WORK TO COMPLETE
Copy each line below in which the word "styles" occurs.
·····
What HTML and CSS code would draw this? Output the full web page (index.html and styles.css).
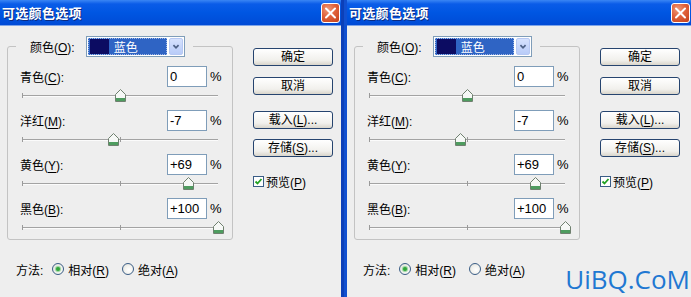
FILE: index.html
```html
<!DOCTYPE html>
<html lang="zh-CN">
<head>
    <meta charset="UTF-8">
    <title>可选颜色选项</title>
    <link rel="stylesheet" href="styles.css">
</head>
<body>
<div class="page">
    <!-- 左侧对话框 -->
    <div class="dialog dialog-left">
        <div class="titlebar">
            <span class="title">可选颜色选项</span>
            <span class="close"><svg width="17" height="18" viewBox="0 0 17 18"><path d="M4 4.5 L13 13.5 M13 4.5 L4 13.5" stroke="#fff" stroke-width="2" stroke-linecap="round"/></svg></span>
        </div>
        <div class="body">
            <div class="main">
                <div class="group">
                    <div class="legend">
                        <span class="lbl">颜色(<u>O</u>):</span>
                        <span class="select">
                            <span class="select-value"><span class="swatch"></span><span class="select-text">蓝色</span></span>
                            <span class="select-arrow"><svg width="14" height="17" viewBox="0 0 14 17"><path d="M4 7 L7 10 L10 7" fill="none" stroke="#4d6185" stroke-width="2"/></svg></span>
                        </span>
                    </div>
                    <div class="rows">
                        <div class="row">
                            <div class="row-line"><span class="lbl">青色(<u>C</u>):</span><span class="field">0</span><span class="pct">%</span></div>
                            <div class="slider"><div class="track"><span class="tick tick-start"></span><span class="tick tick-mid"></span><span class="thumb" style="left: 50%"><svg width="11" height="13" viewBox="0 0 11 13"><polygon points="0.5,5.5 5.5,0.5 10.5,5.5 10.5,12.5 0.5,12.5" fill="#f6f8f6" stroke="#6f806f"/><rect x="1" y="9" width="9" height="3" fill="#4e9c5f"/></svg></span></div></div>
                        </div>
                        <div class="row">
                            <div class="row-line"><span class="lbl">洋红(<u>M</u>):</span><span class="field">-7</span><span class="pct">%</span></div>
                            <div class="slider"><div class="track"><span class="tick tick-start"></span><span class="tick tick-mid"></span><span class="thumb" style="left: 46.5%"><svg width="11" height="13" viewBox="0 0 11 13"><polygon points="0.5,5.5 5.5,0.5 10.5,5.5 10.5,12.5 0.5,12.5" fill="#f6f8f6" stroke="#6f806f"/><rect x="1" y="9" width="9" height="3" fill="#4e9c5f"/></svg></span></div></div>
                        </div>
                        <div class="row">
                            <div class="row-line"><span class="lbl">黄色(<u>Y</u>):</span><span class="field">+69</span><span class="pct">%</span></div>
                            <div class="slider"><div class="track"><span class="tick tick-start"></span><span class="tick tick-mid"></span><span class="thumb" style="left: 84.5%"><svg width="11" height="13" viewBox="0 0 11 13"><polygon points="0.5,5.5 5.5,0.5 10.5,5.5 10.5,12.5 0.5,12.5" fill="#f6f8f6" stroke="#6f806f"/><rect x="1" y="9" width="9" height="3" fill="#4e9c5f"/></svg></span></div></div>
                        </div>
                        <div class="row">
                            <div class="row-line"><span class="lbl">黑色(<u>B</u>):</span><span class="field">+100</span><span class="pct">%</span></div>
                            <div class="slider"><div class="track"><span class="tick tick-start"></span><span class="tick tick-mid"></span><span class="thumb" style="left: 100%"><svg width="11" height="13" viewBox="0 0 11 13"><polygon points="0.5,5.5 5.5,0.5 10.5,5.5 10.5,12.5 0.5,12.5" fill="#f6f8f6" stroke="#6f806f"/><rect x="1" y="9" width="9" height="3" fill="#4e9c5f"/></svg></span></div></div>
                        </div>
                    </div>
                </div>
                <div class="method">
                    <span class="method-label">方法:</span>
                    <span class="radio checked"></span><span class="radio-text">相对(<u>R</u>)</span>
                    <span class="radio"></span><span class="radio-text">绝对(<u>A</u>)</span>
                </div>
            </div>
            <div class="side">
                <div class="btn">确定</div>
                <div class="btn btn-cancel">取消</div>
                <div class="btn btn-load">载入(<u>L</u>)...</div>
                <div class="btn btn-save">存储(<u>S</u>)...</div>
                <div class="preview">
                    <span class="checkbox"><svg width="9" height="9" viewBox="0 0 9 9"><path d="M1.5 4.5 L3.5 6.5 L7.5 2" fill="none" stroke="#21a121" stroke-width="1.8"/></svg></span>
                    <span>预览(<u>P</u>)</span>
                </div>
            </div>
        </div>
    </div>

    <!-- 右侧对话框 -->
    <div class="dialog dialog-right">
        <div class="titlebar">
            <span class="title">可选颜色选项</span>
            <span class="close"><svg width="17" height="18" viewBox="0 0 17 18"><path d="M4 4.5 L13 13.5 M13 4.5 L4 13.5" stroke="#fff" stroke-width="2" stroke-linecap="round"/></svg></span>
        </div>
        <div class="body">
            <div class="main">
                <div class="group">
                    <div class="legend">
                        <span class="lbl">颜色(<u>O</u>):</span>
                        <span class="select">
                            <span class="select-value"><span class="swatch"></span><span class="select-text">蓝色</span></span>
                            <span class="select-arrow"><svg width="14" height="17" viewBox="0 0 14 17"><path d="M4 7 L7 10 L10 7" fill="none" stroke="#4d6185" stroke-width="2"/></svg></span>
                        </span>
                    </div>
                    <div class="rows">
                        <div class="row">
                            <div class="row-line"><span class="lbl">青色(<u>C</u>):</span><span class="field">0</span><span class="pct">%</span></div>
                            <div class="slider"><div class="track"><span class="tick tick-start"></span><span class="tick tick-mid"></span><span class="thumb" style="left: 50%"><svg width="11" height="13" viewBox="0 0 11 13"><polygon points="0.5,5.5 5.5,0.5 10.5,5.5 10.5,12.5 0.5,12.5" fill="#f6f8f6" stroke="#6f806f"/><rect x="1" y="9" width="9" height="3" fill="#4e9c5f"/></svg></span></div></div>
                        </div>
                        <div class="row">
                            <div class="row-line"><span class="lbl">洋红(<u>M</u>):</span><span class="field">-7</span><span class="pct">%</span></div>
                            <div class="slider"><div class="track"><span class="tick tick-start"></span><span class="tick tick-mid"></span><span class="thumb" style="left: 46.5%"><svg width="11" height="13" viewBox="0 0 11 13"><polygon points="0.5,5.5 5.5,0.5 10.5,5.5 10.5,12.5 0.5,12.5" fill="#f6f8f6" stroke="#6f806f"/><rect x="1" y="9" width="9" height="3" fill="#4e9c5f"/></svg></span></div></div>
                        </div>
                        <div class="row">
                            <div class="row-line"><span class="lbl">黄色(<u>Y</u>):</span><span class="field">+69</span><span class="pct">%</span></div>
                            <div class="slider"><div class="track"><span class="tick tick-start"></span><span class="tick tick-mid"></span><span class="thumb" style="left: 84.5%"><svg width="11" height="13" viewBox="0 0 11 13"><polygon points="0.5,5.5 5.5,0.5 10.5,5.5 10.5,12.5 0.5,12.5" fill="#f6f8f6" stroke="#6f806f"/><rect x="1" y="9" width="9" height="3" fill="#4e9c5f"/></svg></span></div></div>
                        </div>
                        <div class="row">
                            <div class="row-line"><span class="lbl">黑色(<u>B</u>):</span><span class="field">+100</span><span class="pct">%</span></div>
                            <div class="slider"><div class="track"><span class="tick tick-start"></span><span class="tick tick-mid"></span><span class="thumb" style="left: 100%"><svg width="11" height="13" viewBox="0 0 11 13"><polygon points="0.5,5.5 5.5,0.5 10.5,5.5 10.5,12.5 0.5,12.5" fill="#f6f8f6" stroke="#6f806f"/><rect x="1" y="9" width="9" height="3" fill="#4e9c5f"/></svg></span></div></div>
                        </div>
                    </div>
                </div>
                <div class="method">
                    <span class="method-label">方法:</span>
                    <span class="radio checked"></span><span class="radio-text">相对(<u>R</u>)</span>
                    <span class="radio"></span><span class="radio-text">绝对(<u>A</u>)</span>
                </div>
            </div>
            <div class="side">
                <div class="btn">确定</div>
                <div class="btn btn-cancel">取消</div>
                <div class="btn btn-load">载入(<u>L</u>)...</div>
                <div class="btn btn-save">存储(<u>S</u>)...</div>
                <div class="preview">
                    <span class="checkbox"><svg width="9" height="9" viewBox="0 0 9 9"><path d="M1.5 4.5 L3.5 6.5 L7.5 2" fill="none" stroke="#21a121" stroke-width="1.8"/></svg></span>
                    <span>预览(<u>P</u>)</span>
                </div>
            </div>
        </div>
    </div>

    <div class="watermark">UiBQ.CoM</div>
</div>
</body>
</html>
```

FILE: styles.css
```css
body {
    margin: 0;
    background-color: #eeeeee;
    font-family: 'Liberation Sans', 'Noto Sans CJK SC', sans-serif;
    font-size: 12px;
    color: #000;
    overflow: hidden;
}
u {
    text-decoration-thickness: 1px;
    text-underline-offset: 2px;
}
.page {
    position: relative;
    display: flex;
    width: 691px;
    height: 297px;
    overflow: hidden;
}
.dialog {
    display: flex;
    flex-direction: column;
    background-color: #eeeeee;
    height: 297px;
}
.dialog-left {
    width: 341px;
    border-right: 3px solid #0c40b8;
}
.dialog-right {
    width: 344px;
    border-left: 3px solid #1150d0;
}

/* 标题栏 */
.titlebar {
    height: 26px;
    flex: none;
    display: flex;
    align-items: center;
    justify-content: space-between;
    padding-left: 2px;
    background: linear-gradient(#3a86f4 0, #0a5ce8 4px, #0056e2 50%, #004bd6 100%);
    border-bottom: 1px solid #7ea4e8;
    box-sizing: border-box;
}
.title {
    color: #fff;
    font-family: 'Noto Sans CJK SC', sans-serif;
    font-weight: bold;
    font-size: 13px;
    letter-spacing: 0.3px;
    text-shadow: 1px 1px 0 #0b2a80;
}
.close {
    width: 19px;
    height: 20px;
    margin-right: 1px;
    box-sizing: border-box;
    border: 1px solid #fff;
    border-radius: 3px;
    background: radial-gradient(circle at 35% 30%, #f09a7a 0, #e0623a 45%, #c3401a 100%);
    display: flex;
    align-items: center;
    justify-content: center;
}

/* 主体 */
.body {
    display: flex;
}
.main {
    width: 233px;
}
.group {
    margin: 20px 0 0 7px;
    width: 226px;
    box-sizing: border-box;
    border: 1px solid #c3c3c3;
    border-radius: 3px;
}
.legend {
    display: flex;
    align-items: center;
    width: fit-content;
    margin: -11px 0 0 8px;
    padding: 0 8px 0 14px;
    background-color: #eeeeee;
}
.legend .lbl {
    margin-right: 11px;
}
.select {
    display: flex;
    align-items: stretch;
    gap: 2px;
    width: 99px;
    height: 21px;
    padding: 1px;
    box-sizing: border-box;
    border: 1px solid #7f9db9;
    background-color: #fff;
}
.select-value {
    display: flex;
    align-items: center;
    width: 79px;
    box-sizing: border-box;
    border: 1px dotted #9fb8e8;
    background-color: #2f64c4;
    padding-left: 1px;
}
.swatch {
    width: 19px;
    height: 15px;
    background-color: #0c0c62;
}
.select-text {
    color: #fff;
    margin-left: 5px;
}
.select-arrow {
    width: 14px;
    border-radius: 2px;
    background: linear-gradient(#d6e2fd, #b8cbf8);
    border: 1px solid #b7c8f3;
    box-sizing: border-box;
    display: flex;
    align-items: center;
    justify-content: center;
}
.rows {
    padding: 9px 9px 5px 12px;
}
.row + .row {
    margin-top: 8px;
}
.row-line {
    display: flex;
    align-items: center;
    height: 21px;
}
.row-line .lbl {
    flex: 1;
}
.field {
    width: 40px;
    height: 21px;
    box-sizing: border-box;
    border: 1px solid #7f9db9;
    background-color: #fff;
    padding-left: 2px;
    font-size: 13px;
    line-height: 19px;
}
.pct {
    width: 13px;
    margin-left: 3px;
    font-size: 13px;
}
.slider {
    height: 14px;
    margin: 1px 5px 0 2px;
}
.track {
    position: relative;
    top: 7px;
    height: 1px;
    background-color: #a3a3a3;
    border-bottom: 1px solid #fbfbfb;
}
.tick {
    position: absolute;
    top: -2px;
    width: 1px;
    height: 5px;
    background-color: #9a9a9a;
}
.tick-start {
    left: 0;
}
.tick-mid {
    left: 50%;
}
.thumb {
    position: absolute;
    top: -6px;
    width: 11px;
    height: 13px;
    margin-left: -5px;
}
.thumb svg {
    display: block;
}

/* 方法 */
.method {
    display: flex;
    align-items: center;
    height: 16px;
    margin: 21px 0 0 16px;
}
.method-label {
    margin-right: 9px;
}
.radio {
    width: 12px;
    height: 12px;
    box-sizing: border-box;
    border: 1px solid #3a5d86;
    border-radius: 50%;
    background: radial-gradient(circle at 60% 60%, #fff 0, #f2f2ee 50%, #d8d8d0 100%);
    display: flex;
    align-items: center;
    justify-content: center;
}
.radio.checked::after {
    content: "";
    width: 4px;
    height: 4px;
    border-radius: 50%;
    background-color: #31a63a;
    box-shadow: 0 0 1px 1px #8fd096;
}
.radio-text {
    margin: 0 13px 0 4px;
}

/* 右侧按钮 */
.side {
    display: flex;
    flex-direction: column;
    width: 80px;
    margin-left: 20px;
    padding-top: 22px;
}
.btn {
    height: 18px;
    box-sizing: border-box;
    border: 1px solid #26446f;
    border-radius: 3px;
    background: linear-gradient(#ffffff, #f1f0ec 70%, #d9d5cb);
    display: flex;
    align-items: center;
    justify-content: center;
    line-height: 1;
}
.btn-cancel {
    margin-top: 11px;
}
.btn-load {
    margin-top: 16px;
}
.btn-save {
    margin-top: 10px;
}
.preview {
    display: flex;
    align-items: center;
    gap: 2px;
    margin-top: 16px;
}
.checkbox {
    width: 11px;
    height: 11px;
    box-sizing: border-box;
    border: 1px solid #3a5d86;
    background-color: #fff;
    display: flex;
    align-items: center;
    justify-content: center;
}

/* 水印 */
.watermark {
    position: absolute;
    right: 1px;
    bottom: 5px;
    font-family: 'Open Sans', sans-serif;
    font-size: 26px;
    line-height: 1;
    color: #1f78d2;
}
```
·····
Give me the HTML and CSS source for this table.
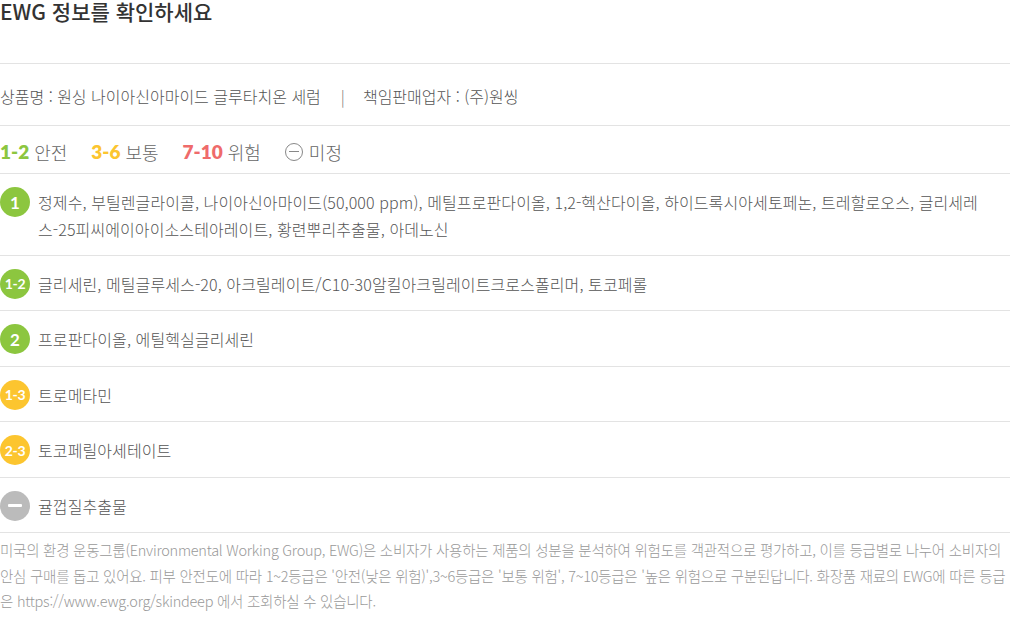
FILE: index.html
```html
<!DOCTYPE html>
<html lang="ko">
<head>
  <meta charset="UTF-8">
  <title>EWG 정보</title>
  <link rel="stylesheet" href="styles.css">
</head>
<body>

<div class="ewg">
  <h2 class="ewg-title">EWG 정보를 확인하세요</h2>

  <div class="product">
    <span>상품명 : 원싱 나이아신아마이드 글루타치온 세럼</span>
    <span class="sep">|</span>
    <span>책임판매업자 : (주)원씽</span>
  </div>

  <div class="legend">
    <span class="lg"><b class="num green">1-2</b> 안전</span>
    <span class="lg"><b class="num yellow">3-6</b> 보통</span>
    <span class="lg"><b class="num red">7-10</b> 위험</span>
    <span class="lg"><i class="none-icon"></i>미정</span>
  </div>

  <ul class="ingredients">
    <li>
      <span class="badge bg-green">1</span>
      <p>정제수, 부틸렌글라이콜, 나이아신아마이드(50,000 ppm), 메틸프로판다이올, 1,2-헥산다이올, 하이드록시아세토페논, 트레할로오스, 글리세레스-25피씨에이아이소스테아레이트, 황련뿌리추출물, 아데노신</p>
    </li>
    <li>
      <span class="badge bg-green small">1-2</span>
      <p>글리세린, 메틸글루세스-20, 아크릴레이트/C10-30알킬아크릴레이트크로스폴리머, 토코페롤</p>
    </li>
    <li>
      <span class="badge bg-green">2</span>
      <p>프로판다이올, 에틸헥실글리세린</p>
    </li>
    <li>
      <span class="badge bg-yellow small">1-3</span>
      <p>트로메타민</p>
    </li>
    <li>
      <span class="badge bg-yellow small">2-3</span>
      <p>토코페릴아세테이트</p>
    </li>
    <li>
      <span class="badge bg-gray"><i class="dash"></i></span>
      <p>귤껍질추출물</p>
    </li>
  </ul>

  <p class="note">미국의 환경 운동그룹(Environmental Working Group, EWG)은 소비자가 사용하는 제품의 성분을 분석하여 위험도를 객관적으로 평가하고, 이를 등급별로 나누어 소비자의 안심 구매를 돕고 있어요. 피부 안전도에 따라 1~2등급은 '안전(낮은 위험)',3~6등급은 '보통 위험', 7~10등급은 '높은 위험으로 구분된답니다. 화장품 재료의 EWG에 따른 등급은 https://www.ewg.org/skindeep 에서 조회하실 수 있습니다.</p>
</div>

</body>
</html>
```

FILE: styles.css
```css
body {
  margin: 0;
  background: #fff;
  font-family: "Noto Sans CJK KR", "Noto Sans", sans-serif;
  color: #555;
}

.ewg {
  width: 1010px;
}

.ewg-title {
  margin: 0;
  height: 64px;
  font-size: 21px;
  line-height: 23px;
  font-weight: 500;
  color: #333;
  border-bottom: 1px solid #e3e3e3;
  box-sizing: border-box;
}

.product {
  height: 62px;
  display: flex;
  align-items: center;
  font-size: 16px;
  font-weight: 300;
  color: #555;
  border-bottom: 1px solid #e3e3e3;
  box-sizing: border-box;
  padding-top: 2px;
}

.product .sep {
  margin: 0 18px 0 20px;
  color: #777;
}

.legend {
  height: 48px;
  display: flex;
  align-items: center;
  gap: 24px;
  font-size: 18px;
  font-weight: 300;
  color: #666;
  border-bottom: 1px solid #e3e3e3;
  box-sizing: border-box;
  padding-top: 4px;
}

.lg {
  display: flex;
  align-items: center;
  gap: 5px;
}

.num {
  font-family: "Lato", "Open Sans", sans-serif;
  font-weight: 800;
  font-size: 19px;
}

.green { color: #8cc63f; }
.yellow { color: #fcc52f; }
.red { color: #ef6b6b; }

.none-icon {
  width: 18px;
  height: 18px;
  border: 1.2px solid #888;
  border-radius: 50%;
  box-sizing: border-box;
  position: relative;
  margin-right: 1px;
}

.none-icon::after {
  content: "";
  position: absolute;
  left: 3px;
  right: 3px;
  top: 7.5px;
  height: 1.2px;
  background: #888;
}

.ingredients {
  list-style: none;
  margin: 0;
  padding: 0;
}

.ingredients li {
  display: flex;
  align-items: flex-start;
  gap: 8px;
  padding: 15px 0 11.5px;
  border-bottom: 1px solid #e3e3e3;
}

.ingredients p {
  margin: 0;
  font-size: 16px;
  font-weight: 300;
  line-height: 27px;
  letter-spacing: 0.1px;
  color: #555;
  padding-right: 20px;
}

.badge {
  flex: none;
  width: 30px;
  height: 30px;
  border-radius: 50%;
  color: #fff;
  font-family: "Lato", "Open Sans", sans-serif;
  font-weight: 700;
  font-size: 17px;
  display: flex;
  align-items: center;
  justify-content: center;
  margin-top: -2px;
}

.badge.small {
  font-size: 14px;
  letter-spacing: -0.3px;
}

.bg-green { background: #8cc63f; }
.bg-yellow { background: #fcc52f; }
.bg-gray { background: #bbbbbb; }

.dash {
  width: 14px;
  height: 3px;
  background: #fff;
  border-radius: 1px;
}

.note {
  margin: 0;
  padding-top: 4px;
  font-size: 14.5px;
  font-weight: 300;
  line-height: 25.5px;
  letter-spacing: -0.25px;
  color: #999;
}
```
·····
WRITTEN RESPONSE
What HTML and CSS code would draw this? Output the full web page (index.html and styles.css).
    <link rel="stylesheet" href="styles.css">
FILE: styles.css
  <link rel="stylesheet" href="styles.css">
FILE: styles.css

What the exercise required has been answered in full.